Wir dürfen keinesfalls über zu viele Stöckchen springen oder miese Parolen endlos verbreiten. Denn Extremisten ziehen ihre Energie aus der Empörung der anderen. Und wir müssen die Proportion wahren. Eine 12,6- Prozent-Partei darf nicht totgeschwiegen werden, aber sie darf auch nicht das bestimmende Thema sein. Da sind noch 87 andere Prozent, die das Land  ausmachen.  

„Journalismus ist einfach ein schwieriger Beruf.“ Das schärfen schon die Journalistenschulen ihren Studenten ein. Oft muss in Windeseile produziert werden und zwar ohne Äh und Oh und natürlich, das ist das Wichtigste, möglichst ohne Fehler. Denn das ist unser Kapital: die Glaubwürdigkeit. Und wenn Fehler passieren, müssen sie berichtigt werden. Ganz einfach.
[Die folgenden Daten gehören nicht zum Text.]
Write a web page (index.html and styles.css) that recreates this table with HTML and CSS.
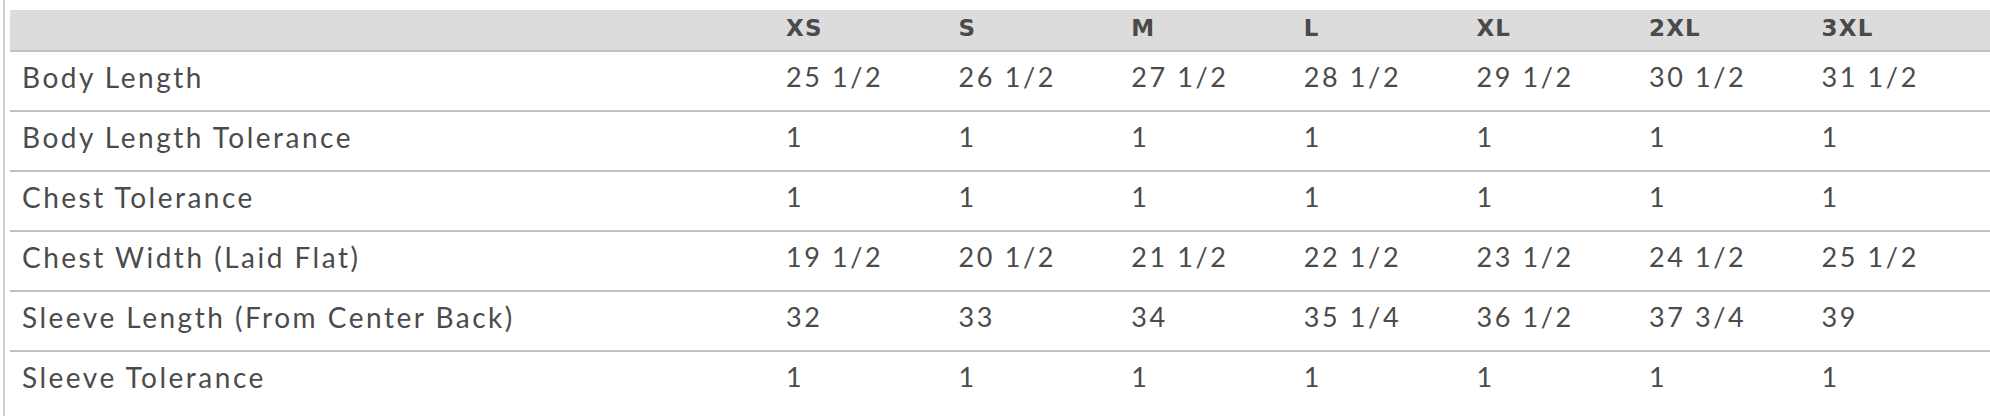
FILE: index.html
```html
<!DOCTYPE html>
<html>
<head>
<meta charset="utf-8">
<link rel="stylesheet" href="styles.css">
</head>
<body>
<div class="frame">
  <div class="chart">
    <div class="row head">
      <div class="cell label"></div>
      <div class="cell">XS</div>
      <div class="cell">S</div>
      <div class="cell">M</div>
      <div class="cell">L</div>
      <div class="cell">XL</div>
      <div class="cell">2XL</div>
      <div class="cell">3XL</div>
    </div>
    <div class="row">
      <div class="cell label">Body Length</div>
      <div class="cell">25 1/2</div><div class="cell">26 1/2</div><div class="cell">27 1/2</div><div class="cell">28 1/2</div><div class="cell">29 1/2</div><div class="cell">30 1/2</div><div class="cell">31 1/2</div>
    </div>
    <div class="row">
      <div class="cell label">Body Length Tolerance</div>
      <div class="cell">1</div><div class="cell">1</div><div class="cell">1</div><div class="cell">1</div><div class="cell">1</div><div class="cell">1</div><div class="cell">1</div>
    </div>
    <div class="row">
      <div class="cell label">Chest Tolerance</div>
      <div class="cell">1</div><div class="cell">1</div><div class="cell">1</div><div class="cell">1</div><div class="cell">1</div><div class="cell">1</div><div class="cell">1</div>
    </div>
    <div class="row">
      <div class="cell label">Chest Width (Laid Flat)</div>
      <div class="cell">19 1/2</div><div class="cell">20 1/2</div><div class="cell">21 1/2</div><div class="cell">22 1/2</div><div class="cell">23 1/2</div><div class="cell">24 1/2</div><div class="cell">25 1/2</div>
    </div>
    <div class="row">
      <div class="cell label">Sleeve Length (From Center Back)</div>
      <div class="cell">32</div><div class="cell">33</div><div class="cell">34</div><div class="cell">35 1/4</div><div class="cell">36 1/2</div><div class="cell">37 3/4</div><div class="cell">39</div>
    </div>
    <div class="row last">
      <div class="cell label">Sleeve Tolerance</div>
      <div class="cell">1</div><div class="cell">1</div><div class="cell">1</div><div class="cell">1</div><div class="cell">1</div><div class="cell">1</div><div class="cell">1</div>
    </div>
  </div>
</div>
</body>
</html>
```

FILE: styles.css
```css
html, body {
  margin: 0;
  padding: 0;
  background: #ffffff;
}
.frame {
  margin-left: 3px;
  border-left: 2px solid #cfcfcf;
  padding: 10px 0 6px 5px;
  height: 400px;
}
.chart {
  display: flex;
  flex-direction: column;
  font-family: Lato, "Noto Sans", sans-serif;
  color: #4b4b4b;
}
.row {
  display: grid;
  grid-template-columns: 764px repeat(6, 172.6px) 1fr;
  height: 58px;
  align-items: center;
  border-bottom: 2px solid #c2c2c2;
  font-size: 27px;
  letter-spacing: 2.6px;
}
.row .cell {
  padding-bottom: 9px;
}
.row .label {
  font-size: 28px;
  letter-spacing: 2.5px;
}
.row.last {
  border-bottom: none;
}
.row.head {
  height: 40px;
  background: #dcdcdc;
  font-family: "DejaVu Sans", sans-serif;
  font-weight: bold;
  font-size: 23px;
  letter-spacing: 1.2px;
  color: #4a4a4a;
}
.row.head .cell {
  padding-bottom: 5px;
}
.cell {
  padding-left: 12px;
  white-space: nowrap;
}
```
Grundsätzlich gilt, dass Berichte nur so gut sein können, wie ihre Autoren sattelfest in den Themen sind. Wer Lügen und Tricksereien, gleich von welcher Seite, nicht erkennt, weil zu viele Dinge gleichzeitig gedacht werden müssen oder das Wissen einfach nicht vorhanden ist, trägt zur Irreführung und Verdummung der Bürger bei. Ganz besonders sind da die Entscheider gefordert. Die Chefredakteurinnen und Chefredakteure, die Chefinnen und Chefs. Sie  müssen standfest und prinzipientreu sein, ihre Leute gut ausstatten und ausbilden, ihnen mutig den Rücken stärken und ihnen Zeit zum Denken verschaffen. Sie sollten Vorbilder für einen unerschrockenen und politisch unabhängigen Journalismus sein. Und wir alle müssen auch eine Haltung haben - und Haltung zeigen. Selbst das wird ja inzwischen schon kritisch gesehen. Und, ja, wir müssen Mut haben. Vor allem, weil uns im Gegensatz zu Politkowskaja, Badawi und Yücel in diesem Land dafür keine Folter, kein Gefängnis und keine Ermordung droht.
 
Ich danke Ihnen für die Aufmerksamkeit."